The coefficient $W(a,b)$ is the result of the convolution between BSR and a zero-order wavelet function (Haar function), and is defined by the following equation:

$$h\left(\frac{z-b}{a}\right)=\left\{\begin{array}{cc}\hfill +1,& \hfill b-\frac{a}{2}\le z\le b\\ \hfill -1,& \hfill b\le z\le b+\frac{a}{2}\\ \hfill 0,& \hfill elsewhere\end{array}\right.$$

(8)

where a and b are the width and the dilation of the wavelet, respectively. The coefficients $W(a,b)$, which are the convolution results between the $BSR\left(z\right)$ and $h\left(\frac{z-b}{a}\right)$, are:

$$W(a,b)=\frac{1}{a}{\int }_{z-a/2}^{z+a/2}BSR\left(z\right)h\left(\frac{z-b}{a}\right)dz$$

(9)

If BSR is in phase or anti-phase with the Haar wavelet, the convolution result shows a local maxima or minima of the $BSR\left(z\right)$ as a function of z. Thus, this can be used to determine the inflection point of the BSR, which corresponds to the bottom or top of the cirrus cloud. The parameter a is chosen as 500 m, and sensitivity studies show that the change in the value a between 300 m and 900 m does not show major effects on the determination of the cirrus cloud boundaries. The parameter b is the height step in the altitude range where the inflexion points of the BSR are. Thus, the range of the value b should be the altitude range where the signal of the cirrus cloud occurs. Above 10 km altitude, the cirrus clouds are known to be ice clouds, so we take 10 km as the minimum value of the parameter b, following a previous study by Cairo et al. [38]. The maximum value of b is 20 km, which is chosen as the upper detection limit of cirrus clouds.

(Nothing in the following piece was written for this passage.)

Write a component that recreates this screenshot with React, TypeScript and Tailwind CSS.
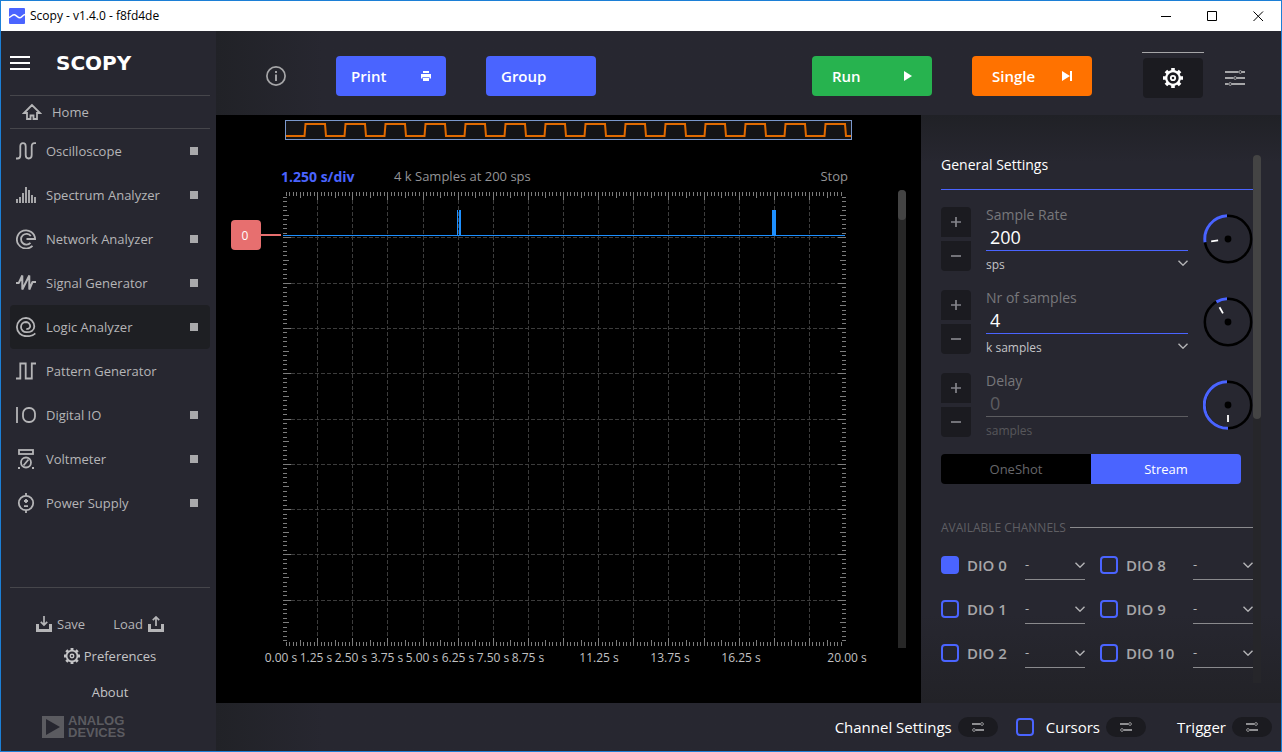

Another important parameter is the threshold $W_{th}$. The altitude at which the values of W exceed this threshold represents the bottom or top of the cirrus cloud. A dynamic method based on the local maxima of W was applied to determine the threshold of WCT ($W_{th}$), which represents the $C_{base}$ and $C_{top}$. It is calculated by:

$$W_{th}\left(top\right)=maxW-\frac{maxW}{10}$$

(10)

$$W_{th}\left(base\right)=minW+\frac{minW}{10}$$

(11)

Figure 4 shows three examples for determining the $C_{base}$ (blue dots) and top $C_{top}$ (orange dots) with BSR by the WCT method. All three cases with different geometric thickness cirrus cloud layers are detected accurately. For cases with more than one cloud layer, we first use this method to obtain the first layer, and then remove the first layer. After that, we use the same method again to the WCT profile without the signal from the first layer until no cloud layer can be filtered out. Please see details in the Appendix B.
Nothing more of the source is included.